Die Verordnung (EU) 2019/515 des Europäischen Parlaments und des Rates über die gegenseitige Anerkennung von Waren, die in einem anderen Mitgliedstaat rechtmäßig in Verkehr gebracht worden sind, gilt seit dem 19. April 2020.
Mit dem nun vorliegenden Leitfaden will die EU-Kommission Unternehmen und zuständige nationale Behörden bei der Anwendung der Verordnung unterstützen.
Grundsatz der gegenseitigen Anerkennung
Der Grundsatz der gegenseitigen Anerkennung besagt:
- Die Mitgliedstaaten dürfen den Verkauf von Waren, die in einem anderen Mitgliedstaat rechtmäßig in Verkehr gebracht worden sind, in ihrem Hoheitsgebiet nicht verbieten.
- Die Mitgliedstaaten können das Inverkehrbringen von Waren beschränken oder verweigern, die bereits in einem anderen Mitgliedstaat rechtmäßig in Verkehr gebracht worden sind, wenn die Beschränkung oder Verweigerung gerechtfertigt ist.
Funktionsweise der gegenseitigen Anerkennung
Grundsätzlich gilt für Waren im Anwendungsbereich der Verordnung, dass diese, sobald sie rechtmäßig in einem anderen Mitgliedstaat in Verkehr gebracht sind, auch auf dem Markt eines anderen Mitgliedstaates bereitgestellt werden dürfen.
Als rechtmäßig in einem anderen Mitgliedstaat in Verkehr gebracht gelten Waren, die die im Ursprungsmitgliedstaat geltenden einschlägigen Vorschriften erfüllen oder dort keinen Vorschriften unterliegen und dort entsprechend für den Endnutzer bereitgestellt werden.
Hat eine zuständige Behörde des Bestimmungsmitgliedstaats die Absicht, eine Bewertung von vorgenannten Waren durchzuführen, so muss sie dies dem Wirtschaftsakteur unverzüglich mitteilen, woraufhin dieser eine Erklärung zur gegenseitigen Anerkennung abgeben kann.
Entscheidet sich der Wirtschaftsakteur gegen die Abgabe der vorgenannten Erklärung, so kann ihn die zuständige Behörde auffordern, innerhalb einer Frist von mindestens 15 Arbeitstagen sachgerechte Unterlagen und Angaben für die Bewertung zur Verfügung zu stellen.

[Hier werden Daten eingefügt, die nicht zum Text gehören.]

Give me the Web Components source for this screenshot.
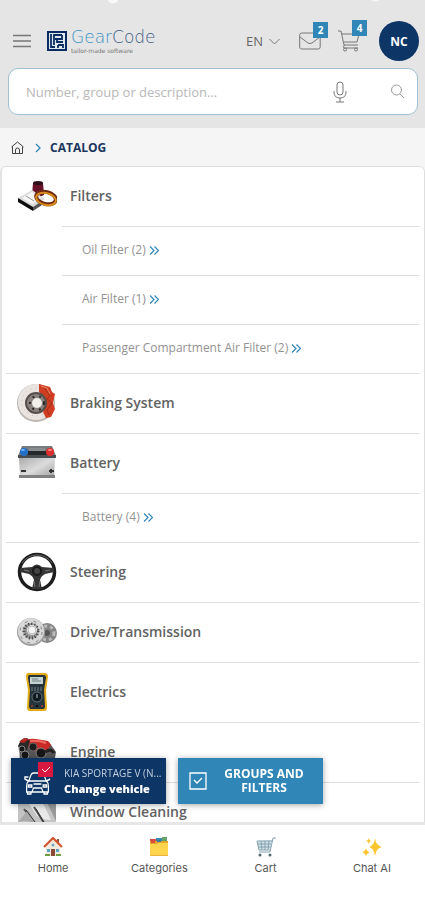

Ansonsten gilt, dass die vorgenannten Waren – auch während der Bewertung durch die zuständige Behörde – auf dem Markt des Bestimmungsmitgliedstaates bereitgestellt werden können. Es sei denn, die Behörde trifft eine anderslautende (ggf. vorübergehende) Entscheidung.
Mögliche Gründe für die Beschränkung oder Verweigerung des Marktzugangs
Eine Beschränkung oder Verweigerung des Marktzugangs ist insb. zum Schutz der öffentlichen Gesundheit und des Verbraucherschutzes gerechtfertigt, wobei die Maßnahmen dem Grundsatz der Verhältnismäßigkeit genügen müssen. Das heißt, dass die Maßnahme geeignet und notwendig sein muss, um das betreffende Ziel zu erreichen.
Hinweise für die Praxis
Für Wirtschaftsakteure, die Waren in der EU vertreiben, die keiner Harmonisierung auf EU-Ebene unterliegen, kann das System der gegenseitigen Anerkennung eine erhebliche Erleichterung darstellen.
Um dieses System jedoch sicher nutzen zu können, ist es unbedingt erforderlich, vor dem Inverkehrbringen von Produkten zu prüfen, ob diese ggf. einem Vorabgenehmigungsverfahren unterliegen oder ob nationale technische Vorschriften vorhanden sind, die insb. die Gesundheit und Sicherheit der Verbraucher schützen sollen. Hierzu können sich die Wirtschaftsakteure auch an die sog. Produktinfostellen richten.